Why Market Downturns Are Not All Bad

By: DanielXX

Yes yes, we are in a market downturn and it’s depressing to see Mr Market’s valuations of your stock portfolio (and your own valuation of your stockpicking abilities) going down and seemingly bad news all round with seemingly no hope of recovery in the next five years, but things are not all bad. No, this is not an article encouraging short-selling (think you’ll be an idiot to short-sell the Singapore market at current levels) nor is it a tongue-in-cheek writeup where I don’t mean what I say nor is it a shining example of ah-Qism (I hope not). It’s not even meant to be chicken soup for the investor’s soul because if one just sips it without acting on it, it’s simply no use — conviction is worthless unless it is converted into conduct. Here are my views:

(1) You can’t have a market rally without a market downturn. Translating to something more intimate to our hearts, you can’t have big profits without tolerating substantial drawdowns.
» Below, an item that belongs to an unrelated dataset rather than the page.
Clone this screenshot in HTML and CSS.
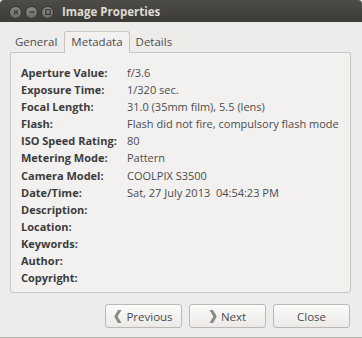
FILE: index.html
```html
<!DOCTYPE html>
<html lang="en">
  <head>
    <meta charset="UTF-8" />
    <title>Image Properties</title>
    <link rel="stylesheet" href="styles.css">
  </head>
  <body>
    <div class="window">
      <!-- title bar -->
      <div class="titlebar">
        <div class="controls">
          <span class="ctl close-ctl">
            <svg width="6" height="6" viewBox="0 0 6 6"><path d="M1 1L5 5M5 1L1 5" stroke="#3a3935" stroke-width="1.2"/></svg>
          </span>
          <span class="ctl">
            <svg width="6" height="6" viewBox="0 0 6 6"><path d="M0.5 3H5.5" stroke="#3a3935" stroke-width="1.3"/></svg>
          </span>
          <span class="ctl">
            <svg width="6" height="6" viewBox="0 0 6 6"><rect x="0.7" y="0.7" width="4.6" height="4.6" fill="none" stroke="#3a3935" stroke-width="1.1"/></svg>
          </span>
        </div>
        <span class="title">Image Properties</span>
      </div>

      <div class="content">
        <!-- tabs -->
        <div class="tabs">
          <span class="tab">General</span>
          <span class="tab active">Metadata</span>
          <span class="tab">Details</span>
        </div>

        <!-- metadata table -->
        <div class="frame">
          <dl class="meta">
            <dt>Aperture Value:</dt><dd>f/3.6</dd>
            <dt>Exposure Time:</dt><dd>1/320 sec.</dd>
            <dt>Focal Length:</dt><dd>31.0 (35mm film), 5.5 (lens)</dd>
            <dt>Flash:</dt><dd>Flash did not fire, compulsory flash mode</dd>
            <dt>ISO Speed Rating:</dt><dd>80</dd>
            <dt>Metering Mode:</dt><dd>Pattern</dd>
            <dt>Camera Model:</dt><dd>COOLPIX S3500</dd>
            <dt>Date/Time:</dt><dd>Sat, 27 July 2013&nbsp; 04:54:23 PM</dd>
            <dt>Description:</dt><dd></dd>
            <dt>Location:</dt><dd></dd>
            <dt>Keywords:</dt><dd></dd>
            <dt>Author:</dt><dd></dd>
            <dt>Copyright:</dt><dd></dd>
          </dl>
        </div>

        <!-- buttons -->
        <div class="actions">
          <button type="button" class="btn">
            <svg class="arrow" width="8" height="13" viewBox="0 0 8 13"><polygon points="7.5,0 3.6,6.5 7.5,13 4,13 0.2,6.5 4,0" fill="#8a8985"/></svg>
            Previous
          </button>
          <button type="button" class="btn">
            <svg class="arrow" width="8" height="13" viewBox="0 0 8 13"><polygon points="0.5,0 4.4,6.5 0.5,13 4,13 7.8,6.5 4,0" fill="#8a8985"/></svg>
            Next
          </button>
          <button type="button" class="btn">Close</button>
        </div>
      </div>
    </div>
  </body>
</html>
```

FILE: styles.css
```css
/* window */
html,
body {
  margin: 0;
  padding: 0;
}

body {
  font-family: "Open Sans", "Noto Sans", sans-serif;
  font-size: 11px;
  color: #3c3c3c;
}

.window {
  width: 362px;
  height: 338px;
  background-color: #edeceb;
  border-bottom: 1px solid #b9b7b3;
  box-sizing: border-box;
  overflow: hidden;
}

/* title bar */
.titlebar {
  height: 22px;
  display: flex;
  align-items: center;
  background: linear-gradient(#4d4c48, #3c3b37);
  border-radius: 4px 4px 0 0;
  padding-left: 9px;
}

.controls {
  display: flex;
  gap: 3px;
  margin-top: 2px;
}

.ctl {
  width: 11px;
  height: 11px;
  border-radius: 50%;
  background: linear-gradient(#8a8983, #6b6a65);
  border: 1px solid #35342f;
  display: flex;
  justify-content: center;
  align-items: center;
}

.title {
  margin-left: 8px;
  margin-top: 1px;
  color: #dfdbd2;
  font-weight: bold;
  font-size: 11.5px;
}

/* body */
.content {
  padding: 9px 11px 0 10px;
}

.tabs {
  display: flex;
  align-items: flex-end;
  height: 21px;
  padding-left: 1px;
  position: relative;
  z-index: 1;
}

.tab {
  padding: 0 5px 3px 4px;
  color: #4c4c4c;
  font-size: 11.5px;
  line-height: 14px;
}

.tab.active {
  box-sizing: border-box;
  padding: 2px 6px 0 6px;
  margin: 0 2px -1px 2px;
  border: 1px solid #c9c6c1;
  border-bottom: none;
  border-radius: 3px 3px 0 0;
  background-color: #f2f1f0;
  line-height: 16px;
  height: 22px;
}

.frame {
  height: 241px;
  box-sizing: border-box;
  border: 1px solid #c9c6c1;
  border-radius: 0 2px 3px 3px;
  background-color: #f2f1f0;
  padding: 11px 0 0 10px;
}

/* metadata rows */
.meta {
  margin: 0;
  display: grid;
  grid-template-columns: 106px 1fr;
  line-height: 17.1px;
}

.meta dt {
  font-weight: bold;
  color: #3c3c3c;
  white-space: nowrap;
}

.meta dd {
  margin: 0;
  color: #4c4c4c;
  white-space: nowrap;
}

/* buttons */
.actions {
  display: flex;
  justify-content: flex-end;
  gap: 7px;
  margin-top: 11px;
  padding-right: 1px;
}

.btn {
  width: 77px;
  height: 24px;
  display: flex;
  justify-content: center;
  align-items: center;
  gap: 4px;
  font-family: inherit;
  font-size: 11.5px;
  color: #4c4c4c;
  background: linear-gradient(#fbfbfa, #ebeae8);
  border: 1px solid #bcb9b4;
  border-radius: 3px;
  padding: 0;
}

.arrow {
  margin-top: 1px;
}
```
Why does this always work? For one, the valuation goes from overvalued to undervalued, and valuations always regress to the mean. For another, in downturns the scrip moves from weak holders (margin, contra, institutions with investor mandate that could face redemptions etc) to the strong holders (pension funds, investors managing with no heavy liability considerations, wealthy people, other cash-rich fund managers) and setting the stage for a compressed spring effect. Read more…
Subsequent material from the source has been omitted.